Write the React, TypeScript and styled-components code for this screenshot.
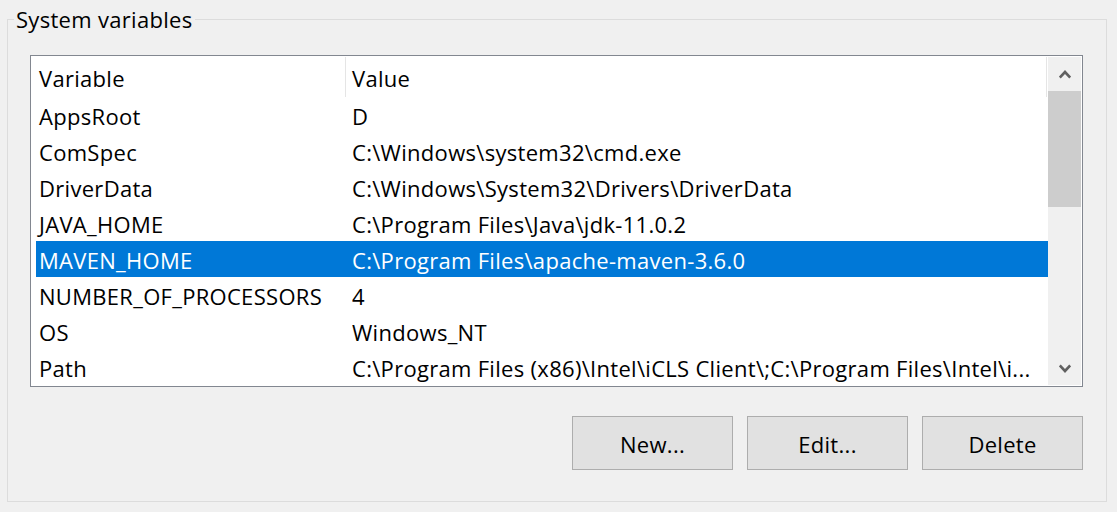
import React from 'react';
import styled, { createGlobalStyle } from 'styled-components';

const GlobalStyle = createGlobalStyle`
  html, body {
    margin: 0;
    padding: 0;
    background: #f0f0f0;
  }
  body {
    width: 1117px;
    height: 512px;
    overflow: hidden;
    font-family: "Open Sans", "Noto Sans", sans-serif;
    font-size: 22px;
    letter-spacing: 0.3px;
    color: #000;
  }
`;

type Variable = { name: string; value: string };

const variables: Variable[] = [
  { name: 'AppsRoot', value: 'D' },
  { name: 'ComSpec', value: 'C:\\Windows\\system32\\cmd.exe' },
  { name: 'DriverData', value: 'C:\\Windows\\System32\\Drivers\\DriverData' },
  { name: 'JAVA_HOME', value: 'C:\\Program Files\\Java\\jdk-11.0.2' },
  { name: 'MAVEN_HOME', value: 'C:\\Program Files\\apache-maven-3.6.0' },
  { name: 'NUMBER_OF_PROCESSORS', value: '4' },
  { name: 'OS', value: 'Windows_NT' },
  {
    name: 'Path',
    value: 'C:\\Program Files (x86)\\Intel\\iCLS Client\\;C:\\Program Files\\Intel\\i...',
  },
];

const SELECTED = 'MAVEN_HOME';

const Page = styled.div`
  padding: 5px 0 0 7px;
`;

const Group = styled.fieldset`
  margin: 0;
  padding: 0;
  width: 1100px;
  box-sizing: border-box;
  border: 1px solid #dcdcdc;
  min-inline-size: 0;
`;

const Legend = styled.legend`
  margin-left: 6px;
  padding: 0 3px 0 2px;
  line-height: 28px;
`;

const GroupBody = styled.div`
  padding: 22px 23px 31px 22px;
`;

const ListBox = styled.div`
  display: flex;
  height: 332px;
  box-sizing: border-box;
  border: 1px solid #828790;
  padding: 1px;
  background: #fff;
`;

const ListArea = styled.div`
  flex: 1;
  padding-left: 4px;
  overflow: hidden;
`;

const HeaderRow = styled.div`
  display: grid;
  grid-template-columns: 310px 701px 1fr;
  height: 40px;
`;

const HeaderCell = styled.div<{ $pad: number }>`
  display: flex;
  align-items: center;
  padding: 2px 0 0 ${({ $pad }) => $pad}px;
  border-right: 1px solid #e5e5e5;
  white-space: nowrap;
`;

const Row = styled.div<{ $selected?: boolean }>`
  display: grid;
  grid-template-columns: 316px 1fr;
  height: 36px;
  background: ${({ $selected }) => ($selected ? '#0078d7' : 'transparent')};
  color: ${({ $selected }) => ($selected ? '#fff' : '#000')};
`;

const Cell = styled.div<{ $pad?: number }>`
  display: flex;
  align-items: center;
  padding: 2px 8px 0 ${({ $pad }) => $pad ?? 0}px;
  white-space: nowrap;
  overflow: hidden;
`;

const ScrollBar = styled.div`
  display: flex;
  flex-direction: column;
  width: 33px;
  background: #f0f0f0;
`;

const ArrowButton = styled.div`
  display: flex;
  align-items: center;
  justify-content: center;
  height: 34px;
`;

const Thumb = styled.div`
  height: 116px;
  background: #cdcdcd;
`;

const Track = styled.div`
  flex: 1;
`;

const ButtonRow = styled.div`
  display: flex;
  justify-content: flex-end;
  gap: 14px;
  margin-top: 29px;
`;

const Button = styled.button`
  width: 161px;
  height: 54px;
  box-sizing: border-box;
  margin: 0;
  padding: 2px 0 0;
  border: 1px solid #adadad;
  background: #e1e1e1;
  color: #000;
  font: inherit;
  letter-spacing: inherit;
`;

const Chevron: React.FC<{ down?: boolean }> = ({ down }) => (
  <svg width="12" height="9" viewBox="0 0 12 9">
    <polyline
      points={down ? '0.8,1.5 6,7 11.2,1.5' : '0.8,7.5 6,2 11.2,7.5'}
      fill="none"
      stroke="#606060"
      strokeWidth="2.6"
    />
  </svg>
);

const App: React.FC = () => (
  <>
    <GlobalStyle />
    <Page>
      <Group>
        <Legend>System variables</Legend>
        <GroupBody>
          <ListBox>
            <ListArea>
              <HeaderRow>
                <HeaderCell $pad={3}>Variable</HeaderCell>
                <HeaderCell $pad={6}>Value</HeaderCell>
              </HeaderRow>
              {variables.map((v) => (
                <Row key={v.name} $selected={v.name === SELECTED}>
                  <Cell $pad={3}>{v.name}</Cell>
                  <Cell>{v.value}</Cell>
                </Row>
              ))}
            </ListArea>
            <ScrollBar>
              <ArrowButton>
                <Chevron />
              </ArrowButton>
              <Thumb />
              <Track />
              <ArrowButton>
                <Chevron down />
              </ArrowButton>
            </ScrollBar>
          </ListBox>
          <ButtonRow>
            <Button>New...</Button>
            <Button>Edit...</Button>
            <Button>Delete</Button>
          </ButtonRow>
        </GroupBody>
      </Group>
    </Page>
  </>
);

export default App;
• • • • •
● **What the task requires**
Copy the listing in full and without alteration, omitting every picture.

● **Complete answer**
Write the React, TypeScript and styled-components code for this screenshot.
import React from 'react';
import styled, { createGlobalStyle } from 'styled-components';

const GlobalStyle = createGlobalStyle`
  html, body {
    margin: 0;
    padding: 0;
    background: #f0f0f0;
  }
  body {
    width: 1117px;
    height: 512px;
    overflow: hidden;
    font-family: "Open Sans", "Noto Sans", sans-serif;
    font-size: 22px;
    letter-spacing: 0.3px;
    color: #000;
  }
`;

type Variable = { name: string; value: string };

const variables: Variable[] = [
  { name: 'AppsRoot', value: 'D' },
  { name: 'ComSpec', value: 'C:\\Windows\\system32\\cmd.exe' },
  { name: 'DriverData', value: 'C:\\Windows\\System32\\Drivers\\DriverData' },
  { name: 'JAVA_HOME', value: 'C:\\Program Files\\Java\\jdk-11.0.2' },
  { name: 'MAVEN_HOME', value: 'C:\\Program Files\\apache-maven-3.6.0' },
  { name: 'NUMBER_OF_PROCESSORS', value: '4' },
  { name: 'OS', value: 'Windows_NT' },
  {
    name: 'Path',
    value: 'C:\\Program Files (x86)\\Intel\\iCLS Client\\;C:\\Program Files\\Intel\\i...',
  },
];

const SELECTED = 'MAVEN_HOME';

const Page = styled.div`
  padding: 5px 0 0 7px;
`;

const Group = styled.fieldset`
  margin: 0;
  padding: 0;
  width: 1100px;
  box-sizing: border-box;
  border: 1px solid #dcdcdc;
  min-inline-size: 0;
`;

const Legend = styled.legend`
  margin-left: 6px;
  padding: 0 3px 0 2px;
  line-height: 28px;
`;

const GroupBody = styled.div`
  padding: 22px 23px 31px 22px;
`;

const ListBox = styled.div`
  display: flex;
  height: 332px;
  box-sizing: border-box;
  border: 1px solid #828790;
  padding: 1px;
  background: #fff;
`;

const ListArea = styled.div`
  flex: 1;
  padding-left: 4px;
  overflow: hidden;
`;

const HeaderRow = styled.div`
  display: grid;
  grid-template-columns: 310px 701px 1fr;
  height: 40px;
`;

const HeaderCell = styled.div<{ $pad: number }>`
  display: flex;
  align-items: center;
  padding: 2px 0 0 ${({ $pad }) => $pad}px;
  border-right: 1px solid #e5e5e5;
  white-space: nowrap;
`;

const Row = styled.div<{ $selected?: boolean }>`
  display: grid;
  grid-template-columns: 316px 1fr;
  height: 36px;
  background: ${({ $selected }) => ($selected ? '#0078d7' : 'transparent')};
  color: ${({ $selected }) => ($selected ? '#fff' : '#000')};
`;

const Cell = styled.div<{ $pad?: number }>`
  display: flex;
  align-items: center;
  padding: 2px 8px 0 ${({ $pad }) => $pad ?? 0}px;
  white-space: nowrap;
  overflow: hidden;
`;

const ScrollBar = styled.div`
  display: flex;
  flex-direction: column;
  width: 33px;
  background: #f0f0f0;
`;

const ArrowButton = styled.div`
  display: flex;
  align-items: center;
  justify-content: center;
  height: 34px;
`;

const Thumb = styled.div`
  height: 116px;
  background: #cdcdcd;
`;

const Track = styled.div`
  flex: 1;
`;

const ButtonRow = styled.div`
  display: flex;
  justify-content: flex-end;
  gap: 14px;
  margin-top: 29px;
`;

const Button = styled.button`
  width: 161px;
  height: 54px;
  box-sizing: border-box;
  margin: 0;
  padding: 2px 0 0;
  border: 1px solid #adadad;
  background: #e1e1e1;
  color: #000;
  font: inherit;
  letter-spacing: inherit;
`;

const Chevron: React.FC<{ down?: boolean }> = ({ down }) => (
  <svg width="12" height="9" viewBox="0 0 12 9">
    <polyline
      points={down ? '0.8,1.5 6,7 11.2,1.5' : '0.8,7.5 6,2 11.2,7.5'}
      fill="none"
      stroke="#606060"
      strokeWidth="2.6"
    />
  </svg>
);

const App: React.FC = () => (
  <>
    <GlobalStyle />
    <Page>
      <Group>
        <Legend>System variables</Legend>
        <GroupBody>
          <ListBox>
            <ListArea>
              <HeaderRow>
                <HeaderCell $pad={3}>Variable</HeaderCell>
                <HeaderCell $pad={6}>Value</HeaderCell>
              </HeaderRow>
              {variables.map((v) => (
                <Row key={v.name} $selected={v.name === SELECTED}>
                  <Cell $pad={3}>{v.name}</Cell>
                  <Cell>{v.value}</Cell>
                </Row>
              ))}
            </ListArea>
            <ScrollBar>
              <ArrowButton>
                <Chevron />
              </ArrowButton>
              <Thumb />
              <Track />
              <ArrowButton>
                <Chevron down />
              </ArrowButton>
            </ScrollBar>
          </ListBox>
          <ButtonRow>
            <Button>New...</Button>
            <Button>Edit...</Button>
            <Button>Delete</Button>
          </ButtonRow>
        </GroupBody>
      </Group>
    </Page>
  </>
);

export default App;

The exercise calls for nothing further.